Of course, the various terms Pour Vous used for films like La Mélodie du monde show how difficult categorizations are, and perhaps how blurred the differences might be between the avant-garde and the commercial. Both La Souriante Madame Beudet and Ménilmontant, for example, have fully discernible narratives, although they also don’t seem like the typical product from French studios, or American or German for that matter. Ruttmann’s film, while perhaps much more identifiable as experimental, also seems similar enough to other films of his, for instance Berlin, symphonie d’une grande ville (Berlin—Die Sinfonie der Großstadt [1927]), or Jean Vigo’s 1930 À propos de Nice (Vigo would be a frequent subject of articles in Pour Vous), and so might have seemed both challenging and familiar to French audiences. To the extent that funding matters in identifying film style and meaning, La Mélodie du monde had been made as an extended advertisement for the Hamburg-Amerika shipping line, so while its style might be avant-garde, its provenance was mostly corporate.

    PV 12-6-28Ménilmontant in the avant-garde listings for the week, Pour Vous, December 6, 1928

Ruttmann’s films, Vigo’s, and especially Dulac’s were staples of the ciné-clubs of the period, along with other experimental movies.
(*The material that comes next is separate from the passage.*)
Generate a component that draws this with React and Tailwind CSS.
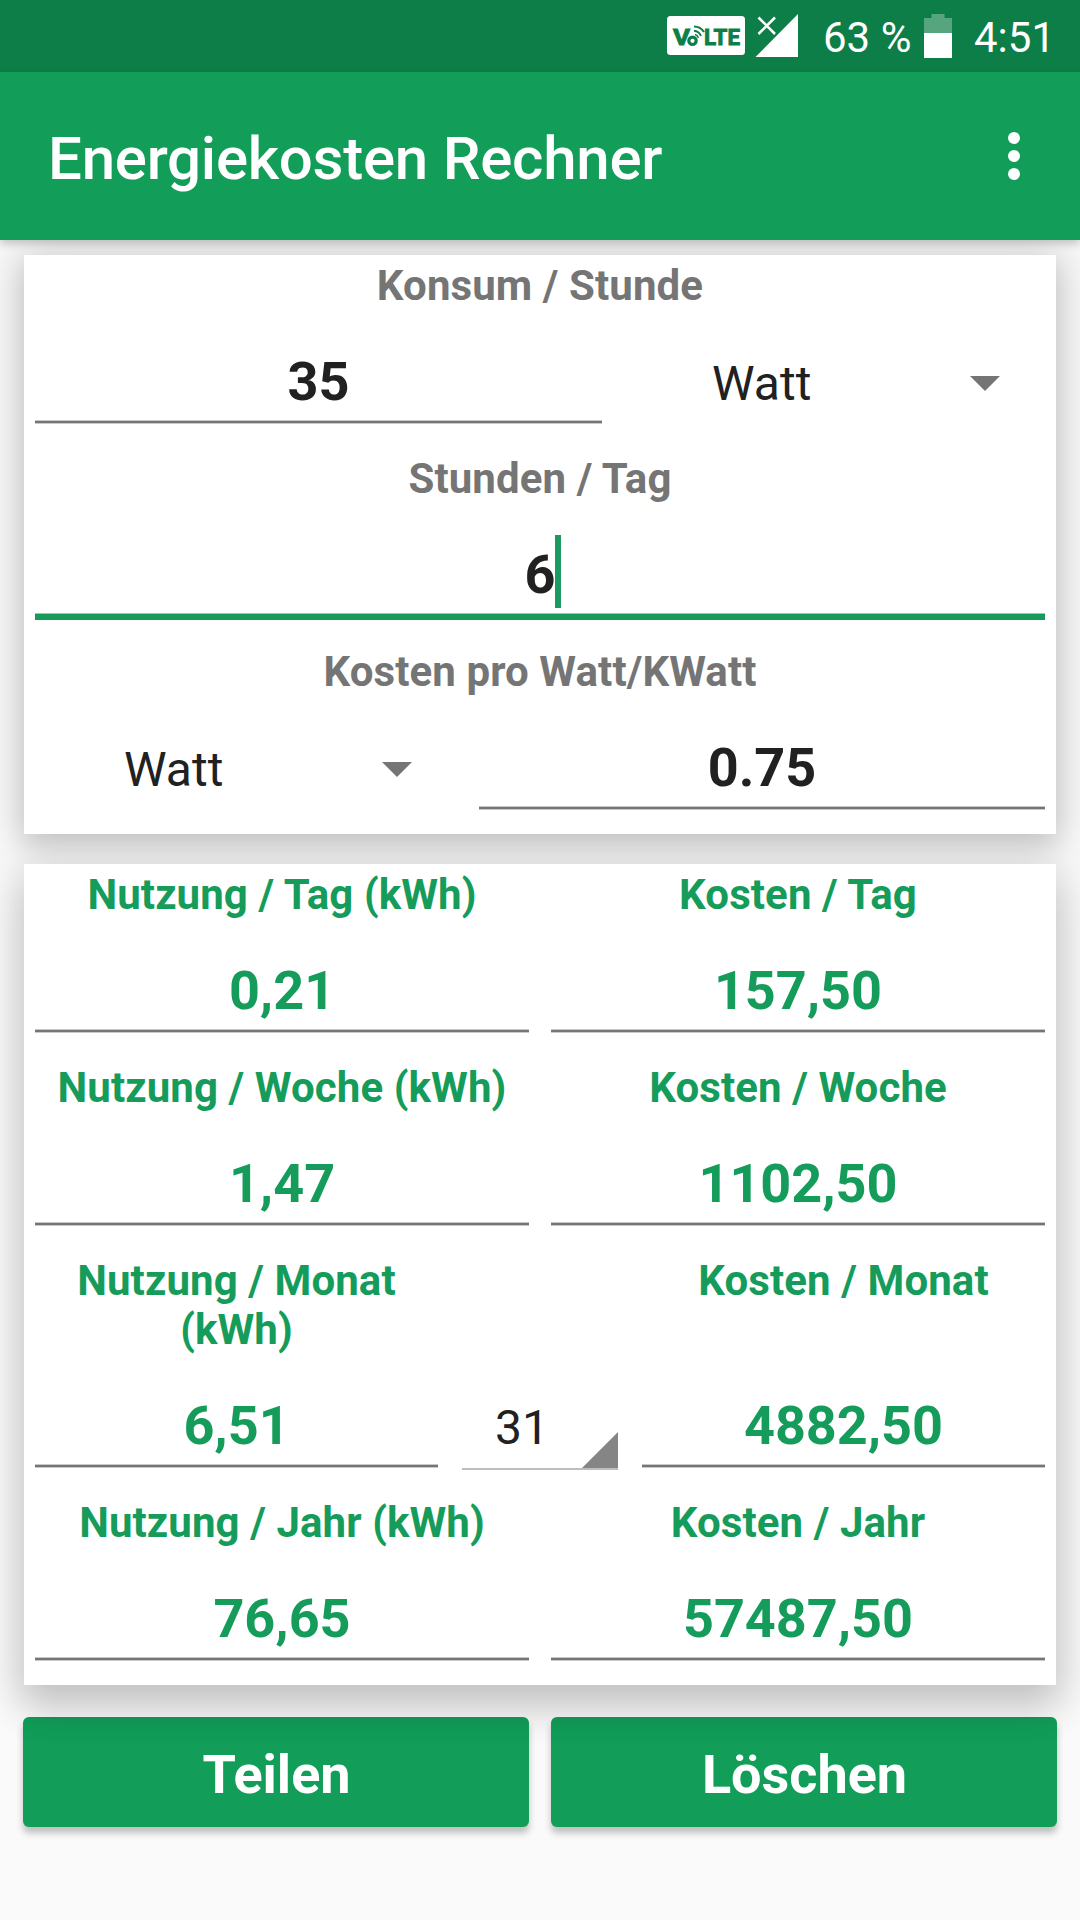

They were also understood, however, as vital to the overall film culture of Paris and the rest of France, and central to the history and future of cinema. Writing about La Mélodie du monde in the July 24, 1930 issue, Pour Vous asserted the importance of Ruttmann’s film for all filmmakers and its status as the link between the universal language and visual perfection of silent cinema and the possibilities presented by the development of sound film.  La Mélodie du monde provided discerning viewers with “the hope that,” with more films like this one, “we will return to our cinema of yesteryear, but enriched and more wonderful than ever.”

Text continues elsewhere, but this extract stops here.